Beyond the lab, McCabe presented her research for the first time in the form of a poster presentation at the New England Science Symposium, which was held at Harvard Medical School in March. Her presentation was entitled “Development and Optimization of a Ring-Shaped Piezoelectric Transducer for Simultaneous Focused Ultrasound Blood-Brain-Barrier Disruption and Two-Photon Microscopy.”
McCabe was awarded the Ruth and William Silen M.D. Award, winning the first prize in the category of biostatistics, physics, chemistry, and engineering
An Accelerated STEM Pathway
Growing up in Massachusetts, McCabe was aware of Simmons. One of the reasons she decided to attend was the dual degree (3+2) engineering program. This program allows undergraduates to obtain an accelerated bachelor’s degree in a STEM discipline at Simmons, followed by a second accelerated bachelor’s degree in engineering at one of the partner institutions.
“I heard from many engineering majors that it’s difficult to satisfy the premed requisites. By majoring in biochemistry at Simmons, I will be able to complete my premed requirements while also being able to study engineering,” McCabe explains. “I am still not entirely sure if I will go to medical school, but this program has allowed me the time and the flexibility to make a proper decision.”
McCabe believes that the dual degree program will give her a solid foundation for a career in biomedical engineering.
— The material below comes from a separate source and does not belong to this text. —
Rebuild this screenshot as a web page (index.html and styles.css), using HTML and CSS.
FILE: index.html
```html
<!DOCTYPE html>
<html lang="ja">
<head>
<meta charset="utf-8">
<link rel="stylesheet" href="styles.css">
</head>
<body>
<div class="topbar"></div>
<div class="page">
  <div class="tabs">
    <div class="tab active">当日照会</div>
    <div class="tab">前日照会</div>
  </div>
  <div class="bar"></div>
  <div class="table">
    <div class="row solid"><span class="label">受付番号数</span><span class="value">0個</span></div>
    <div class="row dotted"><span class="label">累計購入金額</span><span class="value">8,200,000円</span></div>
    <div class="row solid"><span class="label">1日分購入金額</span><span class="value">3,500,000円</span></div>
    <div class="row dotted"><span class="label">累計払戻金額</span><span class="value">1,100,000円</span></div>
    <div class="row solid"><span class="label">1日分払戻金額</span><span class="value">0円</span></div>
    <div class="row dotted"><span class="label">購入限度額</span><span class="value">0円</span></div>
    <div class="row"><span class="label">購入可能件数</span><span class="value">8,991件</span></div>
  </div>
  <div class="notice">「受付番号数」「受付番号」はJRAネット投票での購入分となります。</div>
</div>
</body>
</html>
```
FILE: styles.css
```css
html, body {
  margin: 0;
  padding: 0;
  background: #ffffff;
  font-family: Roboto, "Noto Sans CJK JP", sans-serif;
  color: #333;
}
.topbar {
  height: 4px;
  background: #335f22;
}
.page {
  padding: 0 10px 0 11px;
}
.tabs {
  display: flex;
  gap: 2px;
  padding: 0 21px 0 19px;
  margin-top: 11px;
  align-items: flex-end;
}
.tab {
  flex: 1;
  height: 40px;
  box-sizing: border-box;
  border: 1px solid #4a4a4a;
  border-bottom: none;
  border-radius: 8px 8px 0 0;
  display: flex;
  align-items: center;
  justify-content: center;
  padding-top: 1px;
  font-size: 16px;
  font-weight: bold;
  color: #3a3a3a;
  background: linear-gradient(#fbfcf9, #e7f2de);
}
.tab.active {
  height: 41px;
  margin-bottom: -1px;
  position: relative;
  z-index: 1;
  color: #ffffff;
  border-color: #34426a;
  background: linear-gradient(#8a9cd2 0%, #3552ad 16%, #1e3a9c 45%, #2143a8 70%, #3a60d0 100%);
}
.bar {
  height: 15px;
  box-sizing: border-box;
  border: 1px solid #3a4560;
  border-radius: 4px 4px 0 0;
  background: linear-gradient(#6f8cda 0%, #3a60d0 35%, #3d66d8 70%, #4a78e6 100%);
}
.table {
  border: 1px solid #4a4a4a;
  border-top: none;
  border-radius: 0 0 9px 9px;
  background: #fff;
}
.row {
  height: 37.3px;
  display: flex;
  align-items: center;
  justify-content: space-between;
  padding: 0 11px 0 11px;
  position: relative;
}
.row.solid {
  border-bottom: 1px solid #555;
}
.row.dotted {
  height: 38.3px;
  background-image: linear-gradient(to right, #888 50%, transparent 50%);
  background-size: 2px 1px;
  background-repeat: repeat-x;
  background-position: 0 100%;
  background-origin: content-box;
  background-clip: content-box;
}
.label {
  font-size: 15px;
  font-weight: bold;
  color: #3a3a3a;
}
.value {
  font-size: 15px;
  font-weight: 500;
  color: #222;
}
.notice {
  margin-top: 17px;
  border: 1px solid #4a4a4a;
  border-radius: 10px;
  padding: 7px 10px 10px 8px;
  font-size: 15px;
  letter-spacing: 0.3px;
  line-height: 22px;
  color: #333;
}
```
“I discovered that if I have an engineering degree, and I decide to go to medical school, I can not only use this [biomedical] technology on patients, but I can also develop it at the same time,” she says. “I aspire to go into biomedical engineering because I would be able to directly impact the work I do on patients.”
Coursework and Mentorship
For McCabe, Simmons' coursework has provided her with the necessary context to perform her research.
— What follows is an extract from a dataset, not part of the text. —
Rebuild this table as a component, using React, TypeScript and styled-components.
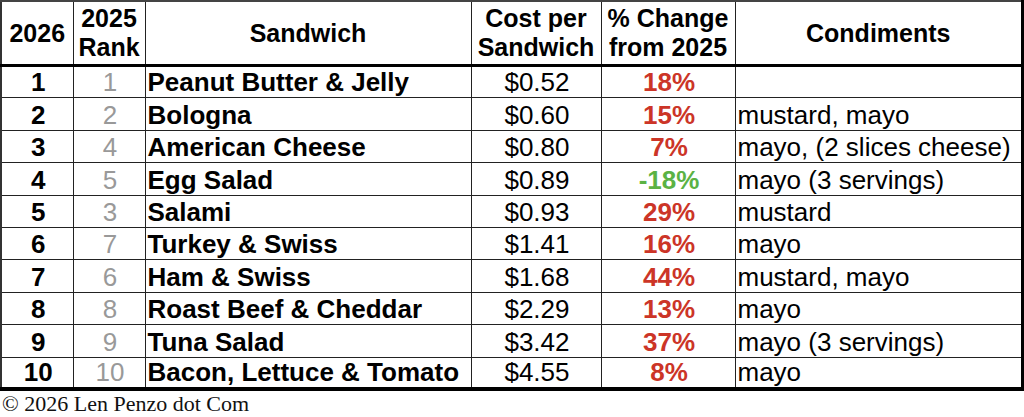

Some of her favorite Simmons classes include “Differential Equations” (MATH 225), taught by faculty member Kyung Soo Yang, and “Multivariable Calculus” (MATH 220), taught by Professor Donna Beers.
“In my research, I have to do a lot of simulations and mathematical modeling,” says McCabe. “These courses gave me the context I needed. I couldn’t imagine doing this internship [in the lab] without having a strong mathematics background.”
Furthermore, McCabe appreciated “Introduction to Computer Science” (CS 112), taught by Professor Nanette Veilleux of the Department of Computer, Data, and Mathematical Sciences. “In this class, we used Python, which prepared me to graph and analyze data,” she says.
Beyond Simmons, McCabe took an 11-day “Introduction to Electrical Engineering” course at Washington University in St. Louis. “We learned about electrical circuits, which is so helpful because I am developing a device that requires a lot of circuit theory,” she says.
White has advised and mentored McCabe throughout her time at Simmons. “I am truly grateful for Professor White, and through him I was able to perform hands-on biomedical engineering research … This has opened so many doors for me in biomedical engineering,” she says.
Making a Vital Contribution
Reflecting on her career aspirations, McCabe would like to use her computational and building skills to develop medical devices and other new pathways in biology.
“Doing biomedical engineering research is rewarding because it gives people hope. Especially with what’s happening right now, with many institutions losing funding, this research is such a crucial contribution to humanity,” she says. “You are contributing information that will be used to directly impact patients’ lives.”
“The focused ultrasound systems I see being developed right now weren’t just made by one person — they were made by thousands of researchers who committed to years and decades [of work],” McCabe notes. “It is so gratifying to see a patient finally be able to live again, because of a device, program, or software that we developed.”